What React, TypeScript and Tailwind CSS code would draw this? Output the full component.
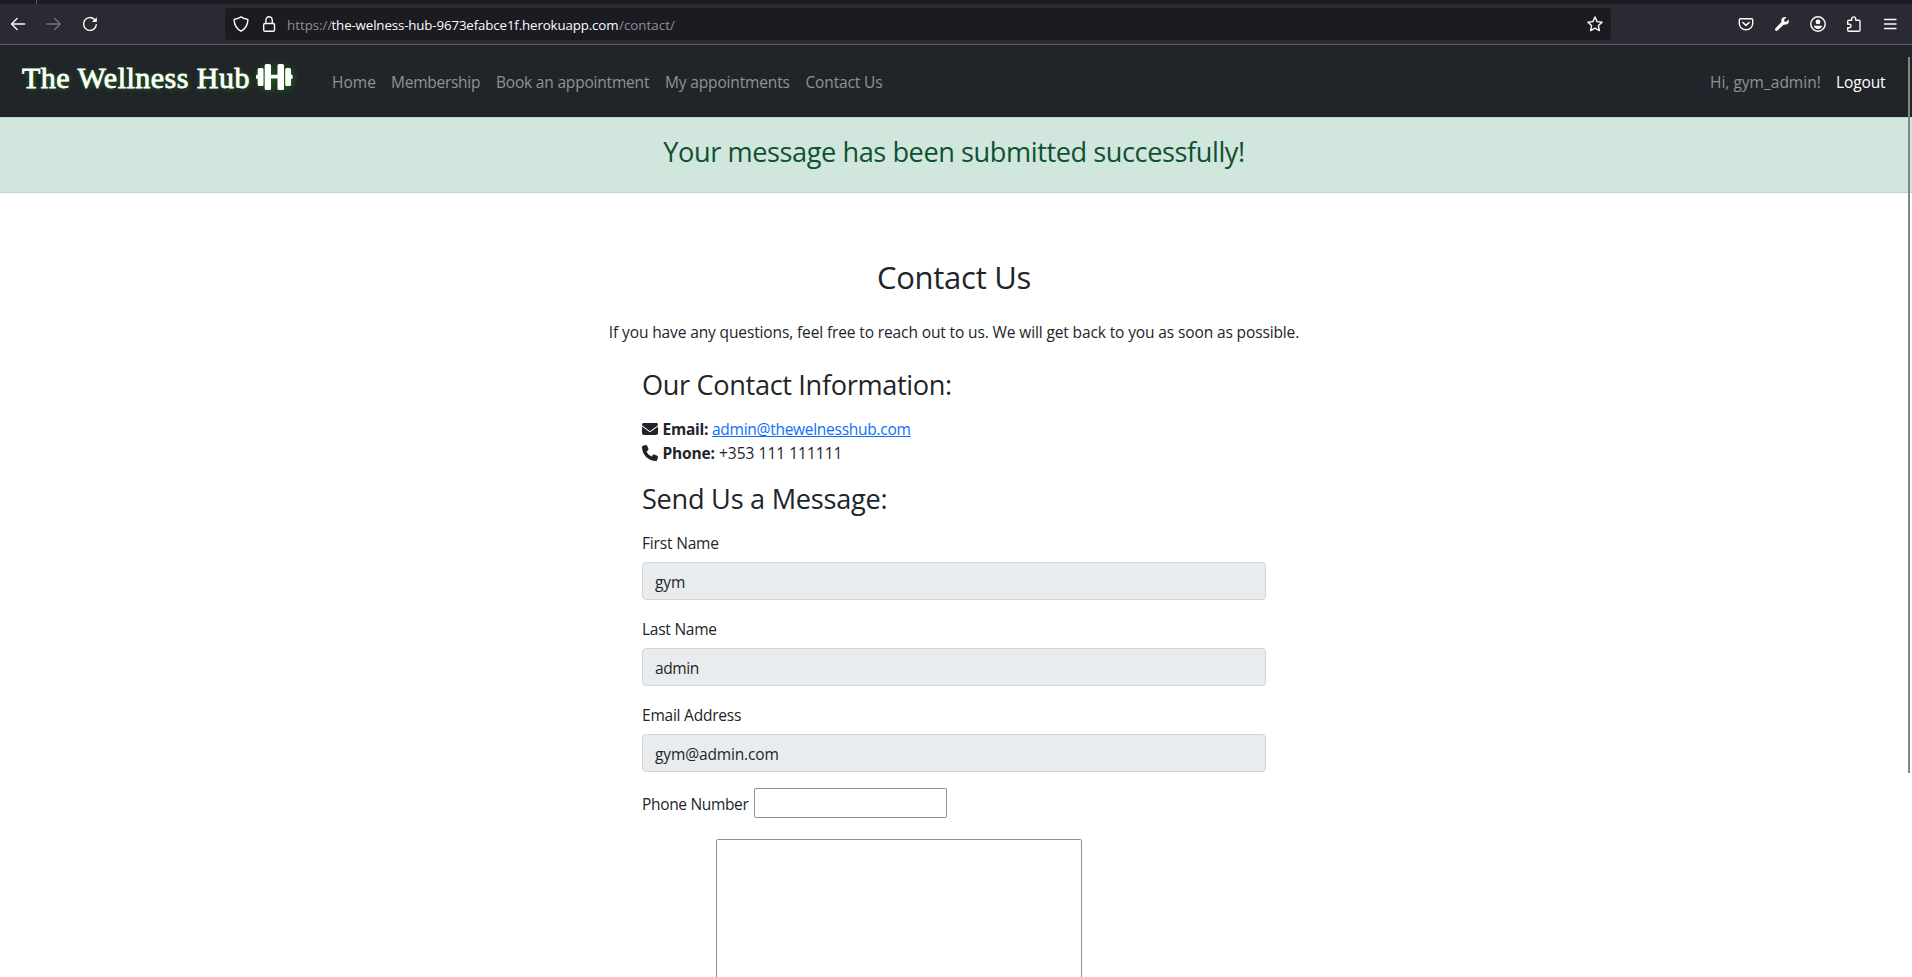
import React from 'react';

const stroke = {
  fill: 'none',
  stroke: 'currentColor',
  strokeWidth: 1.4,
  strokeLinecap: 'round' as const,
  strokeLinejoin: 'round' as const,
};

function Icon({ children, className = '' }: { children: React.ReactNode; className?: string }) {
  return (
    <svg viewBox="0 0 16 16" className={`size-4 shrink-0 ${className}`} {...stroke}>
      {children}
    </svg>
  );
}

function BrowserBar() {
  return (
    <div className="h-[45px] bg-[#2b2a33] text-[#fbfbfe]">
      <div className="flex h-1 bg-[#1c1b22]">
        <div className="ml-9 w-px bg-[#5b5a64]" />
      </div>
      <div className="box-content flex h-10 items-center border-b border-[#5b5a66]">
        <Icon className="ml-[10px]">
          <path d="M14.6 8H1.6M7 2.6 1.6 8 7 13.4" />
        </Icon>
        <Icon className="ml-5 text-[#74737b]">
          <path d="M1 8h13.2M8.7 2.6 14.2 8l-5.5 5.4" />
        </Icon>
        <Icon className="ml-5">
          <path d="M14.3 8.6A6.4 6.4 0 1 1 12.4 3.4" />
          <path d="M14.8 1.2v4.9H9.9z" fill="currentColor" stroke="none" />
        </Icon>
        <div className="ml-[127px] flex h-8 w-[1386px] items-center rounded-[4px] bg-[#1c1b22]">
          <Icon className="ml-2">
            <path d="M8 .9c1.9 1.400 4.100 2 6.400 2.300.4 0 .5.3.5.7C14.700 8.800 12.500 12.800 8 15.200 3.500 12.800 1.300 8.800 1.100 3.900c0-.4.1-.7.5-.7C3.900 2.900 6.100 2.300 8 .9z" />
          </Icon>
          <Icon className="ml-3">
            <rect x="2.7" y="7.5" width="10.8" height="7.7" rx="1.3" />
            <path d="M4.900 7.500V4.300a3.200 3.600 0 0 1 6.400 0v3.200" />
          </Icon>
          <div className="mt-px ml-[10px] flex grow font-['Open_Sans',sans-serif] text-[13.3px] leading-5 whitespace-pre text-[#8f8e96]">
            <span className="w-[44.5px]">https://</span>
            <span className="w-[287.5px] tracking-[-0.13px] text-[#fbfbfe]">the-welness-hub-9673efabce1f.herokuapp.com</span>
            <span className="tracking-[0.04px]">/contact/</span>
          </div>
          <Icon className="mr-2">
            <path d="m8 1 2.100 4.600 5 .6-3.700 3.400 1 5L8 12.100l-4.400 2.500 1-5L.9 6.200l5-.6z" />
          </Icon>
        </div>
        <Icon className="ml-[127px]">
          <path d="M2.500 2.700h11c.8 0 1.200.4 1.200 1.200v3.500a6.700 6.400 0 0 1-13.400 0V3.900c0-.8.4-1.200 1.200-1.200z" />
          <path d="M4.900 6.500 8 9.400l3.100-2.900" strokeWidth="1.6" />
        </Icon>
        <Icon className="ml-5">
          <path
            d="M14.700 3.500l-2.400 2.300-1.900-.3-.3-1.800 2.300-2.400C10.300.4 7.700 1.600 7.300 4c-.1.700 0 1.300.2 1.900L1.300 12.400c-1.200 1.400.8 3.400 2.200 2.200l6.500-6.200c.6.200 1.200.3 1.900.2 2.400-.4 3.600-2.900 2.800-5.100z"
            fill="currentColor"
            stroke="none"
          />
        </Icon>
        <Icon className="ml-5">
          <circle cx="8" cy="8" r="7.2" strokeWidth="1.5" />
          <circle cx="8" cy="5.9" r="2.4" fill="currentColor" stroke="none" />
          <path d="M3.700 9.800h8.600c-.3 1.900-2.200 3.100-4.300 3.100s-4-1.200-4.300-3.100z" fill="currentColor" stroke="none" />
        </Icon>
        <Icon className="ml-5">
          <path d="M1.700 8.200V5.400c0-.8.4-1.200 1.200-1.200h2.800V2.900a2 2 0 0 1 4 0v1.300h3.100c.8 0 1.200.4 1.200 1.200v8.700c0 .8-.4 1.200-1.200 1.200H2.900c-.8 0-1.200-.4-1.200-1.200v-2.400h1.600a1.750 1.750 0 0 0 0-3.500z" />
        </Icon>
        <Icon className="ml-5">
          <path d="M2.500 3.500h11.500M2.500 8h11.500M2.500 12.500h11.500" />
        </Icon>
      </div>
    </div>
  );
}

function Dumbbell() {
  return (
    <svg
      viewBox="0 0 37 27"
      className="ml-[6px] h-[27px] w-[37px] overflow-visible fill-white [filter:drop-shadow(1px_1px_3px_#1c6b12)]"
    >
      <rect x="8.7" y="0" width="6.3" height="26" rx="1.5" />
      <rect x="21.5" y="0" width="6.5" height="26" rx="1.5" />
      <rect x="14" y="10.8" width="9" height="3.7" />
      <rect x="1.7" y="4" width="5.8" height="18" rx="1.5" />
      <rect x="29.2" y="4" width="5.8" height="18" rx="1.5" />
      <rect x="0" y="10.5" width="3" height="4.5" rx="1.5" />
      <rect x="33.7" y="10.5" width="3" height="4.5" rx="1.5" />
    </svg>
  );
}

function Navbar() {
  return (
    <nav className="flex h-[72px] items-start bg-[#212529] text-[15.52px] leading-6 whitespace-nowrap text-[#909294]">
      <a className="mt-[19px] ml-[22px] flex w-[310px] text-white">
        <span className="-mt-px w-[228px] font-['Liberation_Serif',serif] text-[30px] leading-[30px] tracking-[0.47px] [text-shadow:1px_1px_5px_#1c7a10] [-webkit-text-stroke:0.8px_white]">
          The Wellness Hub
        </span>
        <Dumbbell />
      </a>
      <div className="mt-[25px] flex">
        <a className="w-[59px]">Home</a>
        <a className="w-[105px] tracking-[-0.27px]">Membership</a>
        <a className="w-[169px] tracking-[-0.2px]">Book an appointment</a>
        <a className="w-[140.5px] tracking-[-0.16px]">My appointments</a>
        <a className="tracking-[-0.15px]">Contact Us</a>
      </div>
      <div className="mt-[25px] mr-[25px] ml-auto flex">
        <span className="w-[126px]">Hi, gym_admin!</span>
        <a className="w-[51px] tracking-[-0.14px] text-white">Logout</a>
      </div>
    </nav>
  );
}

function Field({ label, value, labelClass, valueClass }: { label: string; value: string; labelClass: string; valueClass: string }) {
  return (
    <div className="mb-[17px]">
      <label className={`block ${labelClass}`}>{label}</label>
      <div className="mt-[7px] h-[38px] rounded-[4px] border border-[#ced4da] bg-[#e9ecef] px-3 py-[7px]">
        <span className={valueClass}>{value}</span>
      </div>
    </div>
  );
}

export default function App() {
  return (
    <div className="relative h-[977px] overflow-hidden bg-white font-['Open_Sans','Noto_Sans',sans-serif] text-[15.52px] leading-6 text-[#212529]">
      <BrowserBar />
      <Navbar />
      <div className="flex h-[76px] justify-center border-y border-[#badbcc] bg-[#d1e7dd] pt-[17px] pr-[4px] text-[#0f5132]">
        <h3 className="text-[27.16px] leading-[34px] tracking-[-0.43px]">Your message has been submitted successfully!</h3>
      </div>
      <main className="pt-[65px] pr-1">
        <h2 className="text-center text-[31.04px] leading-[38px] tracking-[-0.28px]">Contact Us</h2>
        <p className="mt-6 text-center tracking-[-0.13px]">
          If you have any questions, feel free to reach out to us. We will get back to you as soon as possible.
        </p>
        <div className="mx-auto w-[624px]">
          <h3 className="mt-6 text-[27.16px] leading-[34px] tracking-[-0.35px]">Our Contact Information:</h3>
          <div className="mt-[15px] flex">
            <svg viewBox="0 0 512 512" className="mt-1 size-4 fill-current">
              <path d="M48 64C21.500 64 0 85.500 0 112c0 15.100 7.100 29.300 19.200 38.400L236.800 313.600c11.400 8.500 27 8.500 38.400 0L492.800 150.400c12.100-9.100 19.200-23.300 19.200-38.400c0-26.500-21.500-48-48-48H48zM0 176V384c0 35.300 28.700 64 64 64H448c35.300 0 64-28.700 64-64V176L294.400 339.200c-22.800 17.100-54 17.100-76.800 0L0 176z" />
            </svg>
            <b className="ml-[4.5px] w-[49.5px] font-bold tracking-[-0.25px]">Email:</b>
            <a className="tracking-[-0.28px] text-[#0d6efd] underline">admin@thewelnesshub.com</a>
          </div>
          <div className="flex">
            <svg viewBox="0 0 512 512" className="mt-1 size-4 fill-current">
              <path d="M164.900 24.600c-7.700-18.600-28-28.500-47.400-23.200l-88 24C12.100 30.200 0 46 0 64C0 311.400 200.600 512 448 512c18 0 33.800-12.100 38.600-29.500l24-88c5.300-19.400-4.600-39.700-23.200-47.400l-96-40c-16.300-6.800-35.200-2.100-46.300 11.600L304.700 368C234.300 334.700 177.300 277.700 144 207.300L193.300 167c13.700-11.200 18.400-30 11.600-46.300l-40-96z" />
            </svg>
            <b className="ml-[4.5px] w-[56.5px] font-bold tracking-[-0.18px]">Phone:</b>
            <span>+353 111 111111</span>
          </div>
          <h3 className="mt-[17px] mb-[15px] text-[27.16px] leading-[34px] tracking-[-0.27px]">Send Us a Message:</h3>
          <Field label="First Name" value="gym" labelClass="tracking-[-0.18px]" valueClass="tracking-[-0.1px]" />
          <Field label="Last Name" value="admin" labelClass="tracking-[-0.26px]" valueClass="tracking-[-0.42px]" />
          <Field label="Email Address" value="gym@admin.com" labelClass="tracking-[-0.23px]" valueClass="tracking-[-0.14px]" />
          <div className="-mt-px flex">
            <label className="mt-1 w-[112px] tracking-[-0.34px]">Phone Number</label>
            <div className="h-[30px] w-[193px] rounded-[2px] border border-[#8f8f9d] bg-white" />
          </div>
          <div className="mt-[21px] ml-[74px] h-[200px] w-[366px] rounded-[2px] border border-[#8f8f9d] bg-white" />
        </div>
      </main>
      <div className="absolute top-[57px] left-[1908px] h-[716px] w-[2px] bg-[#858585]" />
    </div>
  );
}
----
**To be done:**
Everything from the first line to the line with "import React from 'react';" must be repeated exactly, and nothing else. Leave the pictures out.

**Response to this exercise:**
What React, TypeScript and Tailwind CSS code would draw this? Output the full component.
import React from 'react';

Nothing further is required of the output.